---------- Exercise data ----------
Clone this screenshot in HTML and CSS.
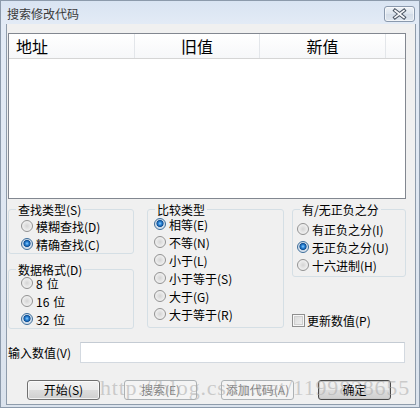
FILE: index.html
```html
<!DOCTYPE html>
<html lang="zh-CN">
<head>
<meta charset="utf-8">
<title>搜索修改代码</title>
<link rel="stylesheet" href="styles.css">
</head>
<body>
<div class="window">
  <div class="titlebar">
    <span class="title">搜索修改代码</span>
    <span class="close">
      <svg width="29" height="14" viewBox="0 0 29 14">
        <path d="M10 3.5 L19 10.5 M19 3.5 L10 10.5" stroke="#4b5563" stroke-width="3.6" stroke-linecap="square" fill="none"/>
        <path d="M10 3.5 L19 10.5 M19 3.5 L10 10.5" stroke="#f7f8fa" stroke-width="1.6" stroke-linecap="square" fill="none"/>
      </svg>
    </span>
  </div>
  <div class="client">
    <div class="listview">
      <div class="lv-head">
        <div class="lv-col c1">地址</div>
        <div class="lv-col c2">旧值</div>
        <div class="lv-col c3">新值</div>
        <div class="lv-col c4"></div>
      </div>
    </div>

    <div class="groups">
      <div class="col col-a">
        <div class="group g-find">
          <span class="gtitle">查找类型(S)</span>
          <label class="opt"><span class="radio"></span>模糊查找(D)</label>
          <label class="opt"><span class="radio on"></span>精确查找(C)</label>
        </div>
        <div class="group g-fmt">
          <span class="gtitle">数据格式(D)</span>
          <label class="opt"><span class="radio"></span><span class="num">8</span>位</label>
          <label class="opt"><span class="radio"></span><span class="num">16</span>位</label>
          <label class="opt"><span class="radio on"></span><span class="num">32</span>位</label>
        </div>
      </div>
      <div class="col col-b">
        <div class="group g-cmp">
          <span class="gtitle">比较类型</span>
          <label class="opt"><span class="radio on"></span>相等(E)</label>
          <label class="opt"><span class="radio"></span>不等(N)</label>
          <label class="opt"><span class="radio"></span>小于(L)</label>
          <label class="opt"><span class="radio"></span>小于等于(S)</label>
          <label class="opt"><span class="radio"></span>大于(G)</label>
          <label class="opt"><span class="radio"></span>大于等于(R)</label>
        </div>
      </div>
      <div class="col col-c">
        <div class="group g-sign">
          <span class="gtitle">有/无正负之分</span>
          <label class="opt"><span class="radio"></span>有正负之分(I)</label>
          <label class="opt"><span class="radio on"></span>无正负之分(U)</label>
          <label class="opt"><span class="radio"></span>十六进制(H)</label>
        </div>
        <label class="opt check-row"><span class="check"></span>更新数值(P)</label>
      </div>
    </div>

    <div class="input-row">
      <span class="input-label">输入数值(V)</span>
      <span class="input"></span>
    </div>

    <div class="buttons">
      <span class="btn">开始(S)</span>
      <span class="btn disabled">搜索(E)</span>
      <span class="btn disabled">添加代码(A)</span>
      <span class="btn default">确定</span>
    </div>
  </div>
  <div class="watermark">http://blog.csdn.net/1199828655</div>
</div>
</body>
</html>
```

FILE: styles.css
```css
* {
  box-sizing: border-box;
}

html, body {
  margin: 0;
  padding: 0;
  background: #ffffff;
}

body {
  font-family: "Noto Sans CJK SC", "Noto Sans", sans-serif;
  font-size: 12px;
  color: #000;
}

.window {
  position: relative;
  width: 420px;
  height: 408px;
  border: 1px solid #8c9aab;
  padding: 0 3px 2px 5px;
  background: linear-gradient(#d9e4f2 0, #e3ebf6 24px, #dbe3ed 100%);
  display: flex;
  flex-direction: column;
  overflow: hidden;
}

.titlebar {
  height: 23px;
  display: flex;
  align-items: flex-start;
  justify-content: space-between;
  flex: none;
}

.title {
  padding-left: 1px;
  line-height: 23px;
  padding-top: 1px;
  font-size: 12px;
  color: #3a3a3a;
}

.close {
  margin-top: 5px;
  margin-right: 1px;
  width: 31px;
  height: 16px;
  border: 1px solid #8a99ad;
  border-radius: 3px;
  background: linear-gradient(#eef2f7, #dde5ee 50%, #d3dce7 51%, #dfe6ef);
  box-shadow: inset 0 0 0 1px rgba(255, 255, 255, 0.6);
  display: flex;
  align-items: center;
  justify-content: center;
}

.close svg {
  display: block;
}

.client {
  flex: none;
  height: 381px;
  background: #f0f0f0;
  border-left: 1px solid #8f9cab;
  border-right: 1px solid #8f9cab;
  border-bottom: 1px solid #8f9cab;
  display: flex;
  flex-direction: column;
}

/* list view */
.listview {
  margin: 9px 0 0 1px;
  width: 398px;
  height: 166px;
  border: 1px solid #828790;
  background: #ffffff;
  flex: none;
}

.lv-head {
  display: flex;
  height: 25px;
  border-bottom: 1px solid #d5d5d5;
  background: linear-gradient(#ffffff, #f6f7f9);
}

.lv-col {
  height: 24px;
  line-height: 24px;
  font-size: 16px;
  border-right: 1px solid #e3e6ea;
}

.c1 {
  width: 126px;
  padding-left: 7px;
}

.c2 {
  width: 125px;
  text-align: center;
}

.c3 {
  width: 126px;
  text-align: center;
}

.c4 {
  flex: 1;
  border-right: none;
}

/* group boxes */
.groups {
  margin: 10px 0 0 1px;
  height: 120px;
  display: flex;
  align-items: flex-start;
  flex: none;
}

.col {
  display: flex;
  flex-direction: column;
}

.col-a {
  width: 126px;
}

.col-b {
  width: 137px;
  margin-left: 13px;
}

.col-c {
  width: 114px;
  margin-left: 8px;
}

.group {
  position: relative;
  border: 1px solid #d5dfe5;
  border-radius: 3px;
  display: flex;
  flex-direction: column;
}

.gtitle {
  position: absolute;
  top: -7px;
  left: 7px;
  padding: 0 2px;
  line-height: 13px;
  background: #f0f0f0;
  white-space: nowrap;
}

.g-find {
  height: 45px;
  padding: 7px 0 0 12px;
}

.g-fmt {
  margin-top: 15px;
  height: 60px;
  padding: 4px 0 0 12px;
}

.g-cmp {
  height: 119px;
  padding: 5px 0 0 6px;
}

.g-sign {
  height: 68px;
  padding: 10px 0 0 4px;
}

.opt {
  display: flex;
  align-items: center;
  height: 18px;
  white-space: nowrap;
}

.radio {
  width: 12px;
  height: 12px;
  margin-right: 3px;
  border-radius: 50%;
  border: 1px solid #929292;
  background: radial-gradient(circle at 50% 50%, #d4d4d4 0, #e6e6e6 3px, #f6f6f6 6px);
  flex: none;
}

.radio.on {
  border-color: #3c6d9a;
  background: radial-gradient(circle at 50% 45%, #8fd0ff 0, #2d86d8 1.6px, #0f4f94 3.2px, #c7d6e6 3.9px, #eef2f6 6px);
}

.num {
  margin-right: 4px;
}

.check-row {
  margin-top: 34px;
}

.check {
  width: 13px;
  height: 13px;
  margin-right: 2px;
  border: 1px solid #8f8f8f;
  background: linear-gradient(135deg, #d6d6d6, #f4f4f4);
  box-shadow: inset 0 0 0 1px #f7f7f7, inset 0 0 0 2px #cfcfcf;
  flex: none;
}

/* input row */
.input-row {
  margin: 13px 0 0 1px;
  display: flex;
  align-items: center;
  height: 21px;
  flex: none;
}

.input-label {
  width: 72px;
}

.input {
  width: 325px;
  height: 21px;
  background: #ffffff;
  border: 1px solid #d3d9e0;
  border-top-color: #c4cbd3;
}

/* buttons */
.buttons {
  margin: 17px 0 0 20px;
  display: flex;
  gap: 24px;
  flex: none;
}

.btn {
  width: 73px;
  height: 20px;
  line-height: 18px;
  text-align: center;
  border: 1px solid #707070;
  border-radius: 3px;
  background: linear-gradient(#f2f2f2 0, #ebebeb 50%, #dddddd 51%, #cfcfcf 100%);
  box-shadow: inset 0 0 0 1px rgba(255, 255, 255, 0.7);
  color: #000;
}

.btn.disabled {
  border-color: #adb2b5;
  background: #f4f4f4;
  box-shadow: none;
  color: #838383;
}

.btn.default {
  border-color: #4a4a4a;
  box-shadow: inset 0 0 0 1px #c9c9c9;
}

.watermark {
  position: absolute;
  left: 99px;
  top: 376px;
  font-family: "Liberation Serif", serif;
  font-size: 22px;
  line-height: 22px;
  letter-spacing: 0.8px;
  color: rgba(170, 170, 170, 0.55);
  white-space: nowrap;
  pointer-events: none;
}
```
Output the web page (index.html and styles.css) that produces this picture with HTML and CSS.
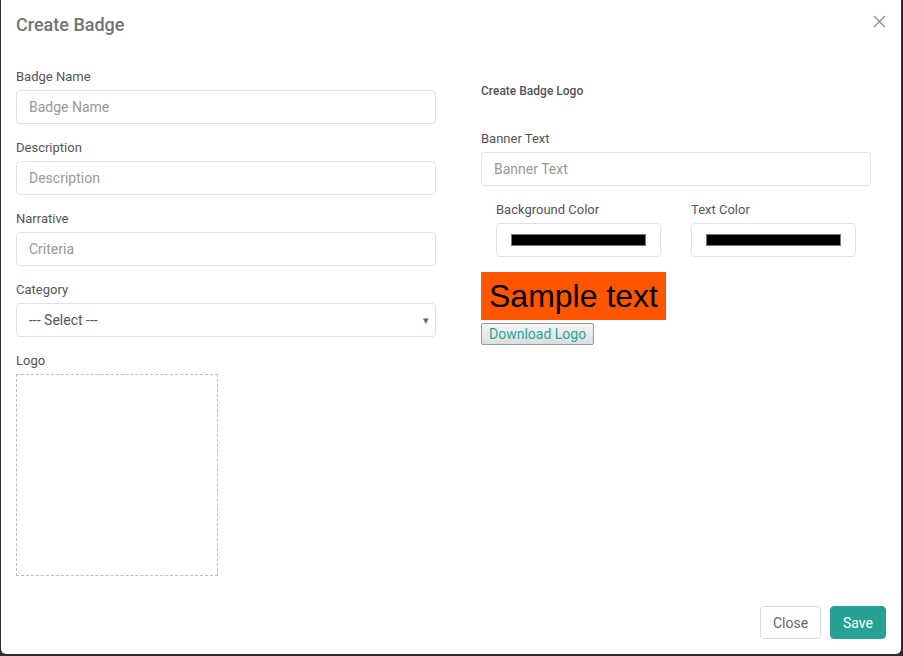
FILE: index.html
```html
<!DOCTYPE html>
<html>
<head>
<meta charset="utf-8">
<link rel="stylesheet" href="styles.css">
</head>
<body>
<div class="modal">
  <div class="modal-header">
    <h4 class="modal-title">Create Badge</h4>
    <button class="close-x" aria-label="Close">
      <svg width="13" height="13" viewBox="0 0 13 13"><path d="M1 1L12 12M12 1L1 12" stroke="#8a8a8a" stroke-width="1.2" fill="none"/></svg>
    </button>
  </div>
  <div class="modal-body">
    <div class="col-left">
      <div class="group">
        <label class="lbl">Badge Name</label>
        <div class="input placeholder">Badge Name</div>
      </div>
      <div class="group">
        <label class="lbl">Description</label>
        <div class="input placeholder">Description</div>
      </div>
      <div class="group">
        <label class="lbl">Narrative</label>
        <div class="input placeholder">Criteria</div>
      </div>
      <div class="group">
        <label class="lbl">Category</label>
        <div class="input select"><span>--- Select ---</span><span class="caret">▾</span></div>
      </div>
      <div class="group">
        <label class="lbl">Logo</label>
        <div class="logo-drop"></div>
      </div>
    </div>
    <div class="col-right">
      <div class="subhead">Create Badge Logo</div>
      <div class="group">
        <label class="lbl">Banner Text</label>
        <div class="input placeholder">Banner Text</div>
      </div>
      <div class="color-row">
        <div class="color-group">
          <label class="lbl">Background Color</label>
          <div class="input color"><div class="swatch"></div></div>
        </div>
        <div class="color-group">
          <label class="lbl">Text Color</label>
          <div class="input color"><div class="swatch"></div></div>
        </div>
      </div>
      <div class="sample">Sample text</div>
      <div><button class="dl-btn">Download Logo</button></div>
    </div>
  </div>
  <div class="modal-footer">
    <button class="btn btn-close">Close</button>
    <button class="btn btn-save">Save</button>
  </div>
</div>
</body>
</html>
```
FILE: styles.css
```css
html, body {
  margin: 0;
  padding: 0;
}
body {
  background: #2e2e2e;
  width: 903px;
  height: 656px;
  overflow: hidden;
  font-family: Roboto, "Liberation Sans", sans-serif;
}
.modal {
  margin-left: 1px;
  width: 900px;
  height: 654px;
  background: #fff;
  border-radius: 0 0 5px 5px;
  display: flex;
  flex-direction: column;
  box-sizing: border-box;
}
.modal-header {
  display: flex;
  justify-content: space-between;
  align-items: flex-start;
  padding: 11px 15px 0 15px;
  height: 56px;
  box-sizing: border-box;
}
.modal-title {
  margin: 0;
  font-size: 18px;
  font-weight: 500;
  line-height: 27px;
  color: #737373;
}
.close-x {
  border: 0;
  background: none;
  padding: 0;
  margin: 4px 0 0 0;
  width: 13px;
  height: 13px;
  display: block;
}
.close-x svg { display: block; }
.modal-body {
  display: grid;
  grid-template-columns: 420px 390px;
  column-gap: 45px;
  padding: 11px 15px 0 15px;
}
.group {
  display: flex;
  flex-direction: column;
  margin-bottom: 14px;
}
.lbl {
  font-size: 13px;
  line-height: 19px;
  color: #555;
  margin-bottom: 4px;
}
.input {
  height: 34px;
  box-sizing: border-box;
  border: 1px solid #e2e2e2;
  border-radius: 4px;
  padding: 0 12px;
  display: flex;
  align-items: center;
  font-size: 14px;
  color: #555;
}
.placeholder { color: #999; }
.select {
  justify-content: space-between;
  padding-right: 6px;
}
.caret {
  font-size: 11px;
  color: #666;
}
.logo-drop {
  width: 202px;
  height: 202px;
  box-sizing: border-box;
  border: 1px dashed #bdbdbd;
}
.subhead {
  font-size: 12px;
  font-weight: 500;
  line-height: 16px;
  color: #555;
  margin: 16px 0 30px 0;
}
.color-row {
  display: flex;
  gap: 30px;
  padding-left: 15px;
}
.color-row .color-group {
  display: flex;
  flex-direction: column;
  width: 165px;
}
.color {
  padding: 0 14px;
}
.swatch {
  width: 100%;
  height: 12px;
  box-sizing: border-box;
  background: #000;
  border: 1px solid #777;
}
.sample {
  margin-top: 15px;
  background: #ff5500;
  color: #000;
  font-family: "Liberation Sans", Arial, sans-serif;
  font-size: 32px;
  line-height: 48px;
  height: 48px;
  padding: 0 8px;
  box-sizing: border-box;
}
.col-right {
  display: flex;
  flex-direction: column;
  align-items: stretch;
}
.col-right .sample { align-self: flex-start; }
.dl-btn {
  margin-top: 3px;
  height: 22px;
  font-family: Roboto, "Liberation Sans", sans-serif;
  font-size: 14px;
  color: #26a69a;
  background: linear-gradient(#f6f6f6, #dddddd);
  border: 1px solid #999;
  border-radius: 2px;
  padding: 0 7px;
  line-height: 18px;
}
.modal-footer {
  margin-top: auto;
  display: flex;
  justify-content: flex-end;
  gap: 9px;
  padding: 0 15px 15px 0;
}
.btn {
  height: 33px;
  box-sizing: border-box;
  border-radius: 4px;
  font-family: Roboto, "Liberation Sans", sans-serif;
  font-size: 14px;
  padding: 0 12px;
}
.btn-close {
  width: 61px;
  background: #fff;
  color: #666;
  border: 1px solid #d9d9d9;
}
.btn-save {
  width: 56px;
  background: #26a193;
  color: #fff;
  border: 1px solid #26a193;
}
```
----------
---------- Exercise data ----------
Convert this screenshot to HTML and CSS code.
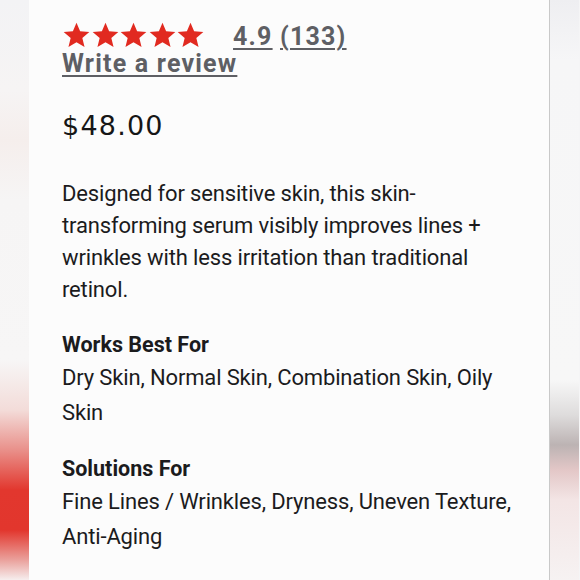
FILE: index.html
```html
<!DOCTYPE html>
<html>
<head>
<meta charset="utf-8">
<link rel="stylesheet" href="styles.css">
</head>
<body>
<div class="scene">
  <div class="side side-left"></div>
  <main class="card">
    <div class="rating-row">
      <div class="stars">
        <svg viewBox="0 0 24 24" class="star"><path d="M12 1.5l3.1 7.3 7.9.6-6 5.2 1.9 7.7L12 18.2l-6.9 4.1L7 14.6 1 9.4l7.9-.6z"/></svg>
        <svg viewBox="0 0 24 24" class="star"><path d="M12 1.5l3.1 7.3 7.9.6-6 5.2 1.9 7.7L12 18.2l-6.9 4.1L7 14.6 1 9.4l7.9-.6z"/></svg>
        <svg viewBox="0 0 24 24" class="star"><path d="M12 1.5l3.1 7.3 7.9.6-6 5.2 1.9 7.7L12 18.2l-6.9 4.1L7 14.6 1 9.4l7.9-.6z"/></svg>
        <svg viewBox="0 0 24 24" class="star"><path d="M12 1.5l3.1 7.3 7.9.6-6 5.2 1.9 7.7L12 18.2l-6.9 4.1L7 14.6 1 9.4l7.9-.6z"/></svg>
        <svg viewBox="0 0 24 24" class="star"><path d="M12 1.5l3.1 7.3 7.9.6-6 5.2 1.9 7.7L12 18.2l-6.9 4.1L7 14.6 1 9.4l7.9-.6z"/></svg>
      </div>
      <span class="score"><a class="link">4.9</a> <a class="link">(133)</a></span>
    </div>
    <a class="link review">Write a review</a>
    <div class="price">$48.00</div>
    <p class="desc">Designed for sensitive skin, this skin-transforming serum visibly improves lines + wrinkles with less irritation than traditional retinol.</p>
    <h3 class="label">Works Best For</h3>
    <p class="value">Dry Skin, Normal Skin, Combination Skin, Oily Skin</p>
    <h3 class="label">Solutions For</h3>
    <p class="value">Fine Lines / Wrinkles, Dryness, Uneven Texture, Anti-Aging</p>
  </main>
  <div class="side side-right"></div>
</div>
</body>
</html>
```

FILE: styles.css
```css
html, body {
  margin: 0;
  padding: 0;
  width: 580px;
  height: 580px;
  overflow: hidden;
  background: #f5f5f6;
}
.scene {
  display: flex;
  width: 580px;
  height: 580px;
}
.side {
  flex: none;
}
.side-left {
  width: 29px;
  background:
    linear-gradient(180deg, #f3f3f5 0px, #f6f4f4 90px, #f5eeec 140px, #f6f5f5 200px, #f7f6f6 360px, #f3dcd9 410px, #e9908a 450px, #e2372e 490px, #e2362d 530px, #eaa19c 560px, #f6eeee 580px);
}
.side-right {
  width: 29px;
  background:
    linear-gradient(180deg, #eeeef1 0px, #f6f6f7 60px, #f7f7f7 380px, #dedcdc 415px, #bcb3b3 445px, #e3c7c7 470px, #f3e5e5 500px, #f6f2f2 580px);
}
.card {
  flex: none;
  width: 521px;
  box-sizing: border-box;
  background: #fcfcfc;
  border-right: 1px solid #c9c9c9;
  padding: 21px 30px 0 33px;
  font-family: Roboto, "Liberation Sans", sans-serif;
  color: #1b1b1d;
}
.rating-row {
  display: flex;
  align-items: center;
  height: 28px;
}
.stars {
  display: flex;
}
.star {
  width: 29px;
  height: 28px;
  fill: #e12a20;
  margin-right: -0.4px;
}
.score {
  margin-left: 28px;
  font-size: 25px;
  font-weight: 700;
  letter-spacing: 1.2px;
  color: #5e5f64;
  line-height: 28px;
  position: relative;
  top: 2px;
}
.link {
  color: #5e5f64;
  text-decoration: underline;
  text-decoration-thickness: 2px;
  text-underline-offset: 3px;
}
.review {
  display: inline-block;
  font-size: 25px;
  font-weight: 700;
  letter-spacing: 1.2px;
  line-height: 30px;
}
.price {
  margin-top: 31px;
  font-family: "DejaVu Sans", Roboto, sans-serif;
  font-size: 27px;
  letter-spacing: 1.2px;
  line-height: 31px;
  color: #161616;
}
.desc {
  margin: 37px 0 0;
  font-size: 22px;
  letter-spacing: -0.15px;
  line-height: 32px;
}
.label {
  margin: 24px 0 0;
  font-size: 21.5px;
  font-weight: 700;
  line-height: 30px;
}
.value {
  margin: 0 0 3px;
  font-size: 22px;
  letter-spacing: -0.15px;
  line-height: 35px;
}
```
----------
**Stated exercise**. Return only the number of lines in the entries that contain the string "with".

**The result**. 2